Source data:
——

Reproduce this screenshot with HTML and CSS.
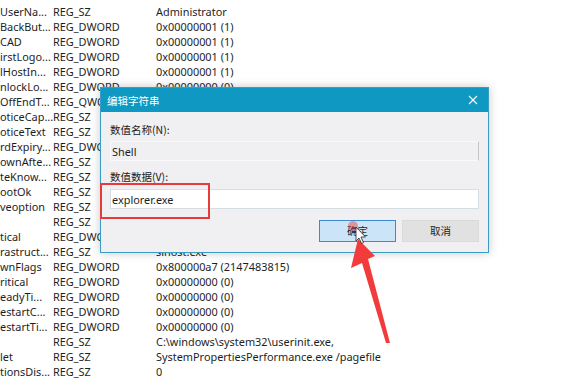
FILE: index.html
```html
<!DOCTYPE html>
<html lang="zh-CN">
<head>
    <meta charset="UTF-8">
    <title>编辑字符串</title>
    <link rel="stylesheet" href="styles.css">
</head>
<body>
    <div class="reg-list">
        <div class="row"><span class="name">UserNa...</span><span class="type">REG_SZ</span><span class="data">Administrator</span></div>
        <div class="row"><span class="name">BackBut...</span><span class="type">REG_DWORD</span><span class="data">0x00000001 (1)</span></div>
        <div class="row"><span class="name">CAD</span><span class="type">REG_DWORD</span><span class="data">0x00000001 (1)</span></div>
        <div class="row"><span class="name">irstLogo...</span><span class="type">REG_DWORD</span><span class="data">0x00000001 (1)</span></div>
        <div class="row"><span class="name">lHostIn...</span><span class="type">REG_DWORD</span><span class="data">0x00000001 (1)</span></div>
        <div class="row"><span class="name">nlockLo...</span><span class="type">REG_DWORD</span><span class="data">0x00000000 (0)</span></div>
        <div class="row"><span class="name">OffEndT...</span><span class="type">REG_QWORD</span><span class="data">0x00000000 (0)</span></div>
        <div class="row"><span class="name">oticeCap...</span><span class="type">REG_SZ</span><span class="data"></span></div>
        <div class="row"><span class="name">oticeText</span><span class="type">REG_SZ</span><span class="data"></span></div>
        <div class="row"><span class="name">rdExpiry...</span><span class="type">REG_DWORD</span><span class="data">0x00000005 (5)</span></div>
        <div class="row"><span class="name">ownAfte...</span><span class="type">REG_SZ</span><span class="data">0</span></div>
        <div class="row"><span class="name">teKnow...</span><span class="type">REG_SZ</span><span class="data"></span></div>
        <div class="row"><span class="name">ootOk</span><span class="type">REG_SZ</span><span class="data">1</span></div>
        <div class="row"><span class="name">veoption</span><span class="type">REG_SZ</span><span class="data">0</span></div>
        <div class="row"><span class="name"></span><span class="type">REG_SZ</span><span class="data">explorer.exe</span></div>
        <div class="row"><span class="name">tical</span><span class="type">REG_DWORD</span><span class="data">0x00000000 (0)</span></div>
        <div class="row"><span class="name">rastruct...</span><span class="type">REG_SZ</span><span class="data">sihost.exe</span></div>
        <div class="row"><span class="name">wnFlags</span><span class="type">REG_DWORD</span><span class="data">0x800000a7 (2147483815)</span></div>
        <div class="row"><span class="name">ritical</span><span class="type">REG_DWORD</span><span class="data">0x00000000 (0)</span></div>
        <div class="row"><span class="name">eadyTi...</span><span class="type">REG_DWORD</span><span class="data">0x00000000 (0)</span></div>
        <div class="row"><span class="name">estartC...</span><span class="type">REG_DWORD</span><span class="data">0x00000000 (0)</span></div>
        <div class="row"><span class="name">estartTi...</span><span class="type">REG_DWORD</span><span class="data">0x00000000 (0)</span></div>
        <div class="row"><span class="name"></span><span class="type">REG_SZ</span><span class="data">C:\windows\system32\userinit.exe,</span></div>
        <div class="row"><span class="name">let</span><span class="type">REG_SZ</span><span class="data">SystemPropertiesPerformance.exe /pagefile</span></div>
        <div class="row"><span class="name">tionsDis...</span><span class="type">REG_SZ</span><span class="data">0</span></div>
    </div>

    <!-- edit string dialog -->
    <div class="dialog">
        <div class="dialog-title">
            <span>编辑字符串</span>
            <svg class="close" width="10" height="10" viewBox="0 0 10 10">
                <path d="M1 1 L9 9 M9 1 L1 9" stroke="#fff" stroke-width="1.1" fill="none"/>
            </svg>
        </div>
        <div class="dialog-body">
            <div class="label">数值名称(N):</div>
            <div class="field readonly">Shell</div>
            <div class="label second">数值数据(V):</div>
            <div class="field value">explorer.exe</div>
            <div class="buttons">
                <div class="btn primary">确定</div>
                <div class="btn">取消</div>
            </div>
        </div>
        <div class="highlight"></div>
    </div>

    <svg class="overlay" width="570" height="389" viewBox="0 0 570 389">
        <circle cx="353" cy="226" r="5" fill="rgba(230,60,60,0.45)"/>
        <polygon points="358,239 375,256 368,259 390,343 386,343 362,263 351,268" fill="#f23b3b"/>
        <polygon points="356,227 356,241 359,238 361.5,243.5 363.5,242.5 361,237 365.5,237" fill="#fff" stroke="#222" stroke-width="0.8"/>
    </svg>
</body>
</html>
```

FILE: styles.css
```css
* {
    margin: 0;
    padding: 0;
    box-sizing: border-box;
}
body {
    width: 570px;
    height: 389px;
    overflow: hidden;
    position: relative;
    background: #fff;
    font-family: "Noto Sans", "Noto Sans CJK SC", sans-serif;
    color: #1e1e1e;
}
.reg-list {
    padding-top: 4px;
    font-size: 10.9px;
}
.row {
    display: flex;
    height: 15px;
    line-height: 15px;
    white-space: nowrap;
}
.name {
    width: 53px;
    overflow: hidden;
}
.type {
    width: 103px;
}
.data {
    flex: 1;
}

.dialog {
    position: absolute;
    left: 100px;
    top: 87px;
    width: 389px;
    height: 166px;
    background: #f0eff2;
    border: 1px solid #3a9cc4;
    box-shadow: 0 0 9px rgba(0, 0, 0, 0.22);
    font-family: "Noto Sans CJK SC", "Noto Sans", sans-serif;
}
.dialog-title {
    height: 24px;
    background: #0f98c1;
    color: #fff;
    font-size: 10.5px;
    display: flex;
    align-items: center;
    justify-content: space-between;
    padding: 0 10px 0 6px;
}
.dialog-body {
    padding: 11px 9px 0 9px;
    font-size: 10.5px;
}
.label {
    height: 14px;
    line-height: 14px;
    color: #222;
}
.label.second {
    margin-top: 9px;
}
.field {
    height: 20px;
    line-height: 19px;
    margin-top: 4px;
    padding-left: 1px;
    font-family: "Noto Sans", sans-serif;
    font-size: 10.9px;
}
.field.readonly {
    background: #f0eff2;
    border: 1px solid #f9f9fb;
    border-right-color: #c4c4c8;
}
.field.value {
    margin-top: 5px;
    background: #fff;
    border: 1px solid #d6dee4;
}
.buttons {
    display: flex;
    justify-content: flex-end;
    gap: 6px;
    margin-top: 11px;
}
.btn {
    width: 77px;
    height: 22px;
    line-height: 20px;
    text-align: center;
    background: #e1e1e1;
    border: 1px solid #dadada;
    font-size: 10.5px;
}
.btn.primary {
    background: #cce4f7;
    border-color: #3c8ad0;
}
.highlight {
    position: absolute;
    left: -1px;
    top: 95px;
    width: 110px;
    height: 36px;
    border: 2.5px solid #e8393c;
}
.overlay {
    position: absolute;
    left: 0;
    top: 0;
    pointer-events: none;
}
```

——

The exercise: Copy out all the data exactly; skip the pictures.

Output below:
Reproduce this screenshot with HTML and CSS.
FILE: index.html
```html
<!DOCTYPE html>
<html lang="zh-CN">
<head>
    <meta charset="UTF-8">
    <title>编辑字符串</title>
    <link rel="stylesheet" href="styles.css">
</head>
<body>
    <div class="reg-list">
        <div class="row"><span class="name">UserNa...</span><span class="type">REG_SZ</span><span class="data">Administrator</span></div>
        <div class="row"><span class="name">BackBut...</span><span class="type">REG_DWORD</span><span class="data">0x00000001 (1)</span></div>
        <div class="row"><span class="name">CAD</span><span class="type">REG_DWORD</span><span class="data">0x00000001 (1)</span></div>
        <div class="row"><span class="name">irstLogo...</span><span class="type">REG_DWORD</span><span class="data">0x00000001 (1)</span></div>
        <div class="row"><span class="name">lHostIn...</span><span class="type">REG_DWORD</span><span class="data">0x00000001 (1)</span></div>
        <div class="row"><span class="name">nlockLo...</span><span class="type">REG_DWORD</span><span class="data">0x00000000 (0)</span></div>
        <div class="row"><span class="name">OffEndT...</span><span class="type">REG_QWORD</span><span class="data">0x00000000 (0)</span></div>
        <div class="row"><span class="name">oticeCap...</span><span class="type">REG_SZ</span><span class="data"></span></div>
        <div class="row"><span class="name">oticeText</span><span class="type">REG_SZ</span><span class="data"></span></div>
        <div class="row"><span class="name">rdExpiry...</span><span class="type">REG_DWORD</span><span class="data">0x00000005 (5)</span></div>
        <div class="row"><span class="name">ownAfte...</span><span class="type">REG_SZ</span><span class="data">0</span></div>
        <div class="row"><span class="name">teKnow...</span><span class="type">REG_SZ</span><span class="data"></span></div>
        <div class="row"><span class="name">ootOk</span><span class="type">REG_SZ</span><span class="data">1</span></div>
        <div class="row"><span class="name">veoption</span><span class="type">REG_SZ</span><span class="data">0</span></div>
        <div class="row"><span class="name"></span><span class="type">REG_SZ</span><span class="data">explorer.exe</span></div>
        <div class="row"><span class="name">tical</span><span class="type">REG_DWORD</span><span class="data">0x00000000 (0)</span></div>
        <div class="row"><span class="name">rastruct...</span><span class="type">REG_SZ</span><span class="data">sihost.exe</span></div>
        <div class="row"><span class="name">wnFlags</span><span class="type">REG_DWORD</span><span class="data">0x800000a7 (2147483815)</span></div>
        <div class="row"><span class="name">ritical</span><span class="type">REG_DWORD</span><span class="data">0x00000000 (0)</span></div>
        <div class="row"><span class="name">eadyTi...</span><span class="type">REG_DWORD</span><span class="data">0x00000000 (0)</span></div>
        <div class="row"><span class="name">estartC...</span><span class="type">REG_DWORD</span><span class="data">0x00000000 (0)</span></div>
        <div class="row"><span class="name">estartTi...</span><span class="type">REG_DWORD</span><span class="data">0x00000000 (0)</span></div>
        <div class="row"><span class="name"></span><span class="type">REG_SZ</span><span class="data">C:\windows\system32\userinit.exe,</span></div>
        <div class="row"><span class="name">let</span><span class="type">REG_SZ</span><span class="data">SystemPropertiesPerformance.exe /pagefile</span></div>
        <div class="row"><span class="name">tionsDis...</span><span class="type">REG_SZ</span><span class="data">0</span></div>
    </div>

    <!-- edit string dialog -->
    <div class="dialog">
        <div class="dialog-title">
            <span>编辑字符串</span>
            <svg class="close" width="10" height="10" viewBox="0 0 10 10">
                <path d="M1 1 L9 9 M9 1 L1 9" stroke="#fff" stroke-width="1.1" fill="none"/>
            </svg>
        </div>
        <div class="dialog-body">
            <div class="label">数值名称(N):</div>
            <div class="field readonly">Shell</div>
            <div class="label second">数值数据(V):</div>
            <div class="field value">explorer.exe</div>
            <div class="buttons">
                <div class="btn primary">确定</div>
                <div class="btn">取消</div>
            </div>
        </div>
        <div class="highlight"></div>
    </div>

    <svg class="overlay" width="570" height="389" viewBox="0 0 570 389">
        <circle cx="353" cy="226" r="5" fill="rgba(230,60,60,0.45)"/>
        <polygon points="358,239 375,256 368,259 390,343 386,343 362,263 351,268" fill="#f23b3b"/>
        <polygon points="356,227 356,241 359,238 361.5,243.5 363.5,242.5 361,237 365.5,237" fill="#fff" stroke="#222" stroke-width="0.8"/>
    </svg>
</body>
</html>
```

FILE: styles.css
```css
* {
    margin: 0;
    padding: 0;
    box-sizing: border-box;
}
body {
    width: 570px;
    height: 389px;
    overflow: hidden;
    position: relative;
    background: #fff;
    font-family: "Noto Sans", "Noto Sans CJK SC", sans-serif;
    color: #1e1e1e;
}
.reg-list {
    padding-top: 4px;
    font-size: 10.9px;
}
.row {
    display: flex;
    height: 15px;
    line-height: 15px;
    white-space: nowrap;
}
.name {
    width: 53px;
    overflow: hidden;
}
.type {
    width: 103px;
}
.data {
    flex: 1;
}

.dialog {
    position: absolute;
    left: 100px;
    top: 87px;
    width: 389px;
    height: 166px;
    background: #f0eff2;
    border: 1px solid #3a9cc4;
    box-shadow: 0 0 9px rgba(0, 0, 0, 0.22);
    font-family: "Noto Sans CJK SC", "Noto Sans", sans-serif;
}
.dialog-title {
    height: 24px;
    background: #0f98c1;
    color: #fff;
    font-size: 10.5px;
    display: flex;
    align-items: center;
    justify-content: space-between;
    padding: 0 10px 0 6px;
}
.dialog-body {
    padding: 11px 9px 0 9px;
    font-size: 10.5px;
}
.label {
    height: 14px;
    line-height: 14px;
    color: #222;
}
.label.second {
    margin-top: 9px;
}
.field {
    height: 20px;
    line-height: 19px;
    margin-top: 4px;
    padding-left: 1px;
    font-family: "Noto Sans", sans-serif;
    font-size: 10.9px;
}
.field.readonly {
    background: #f0eff2;
    border: 1px solid #f9f9fb;
    border-right-color: #c4c4c8;
}
.field.value {
    margin-top: 5px;
    background: #fff;
    border: 1px solid #d6dee4;
}
.buttons {
    display: flex;
    justify-content: flex-end;
    gap: 6px;
    margin-top: 11px;
}
.btn {
    width: 77px;
    height: 22px;
    line-height: 20px;
    text-align: center;
    background: #e1e1e1;
    border: 1px solid #dadada;
    font-size: 10.5px;
}
.btn.primary {
    background: #cce4f7;
    border-color: #3c8ad0;
}
.highlight {
    position: absolute;
    left: -1px;
    top: 95px;
    width: 110px;
    height: 36px;
    border: 2.5px solid #e8393c;
}
.overlay {
    position: absolute;
    left: 0;
    top: 0;
    pointer-events: none;
}
```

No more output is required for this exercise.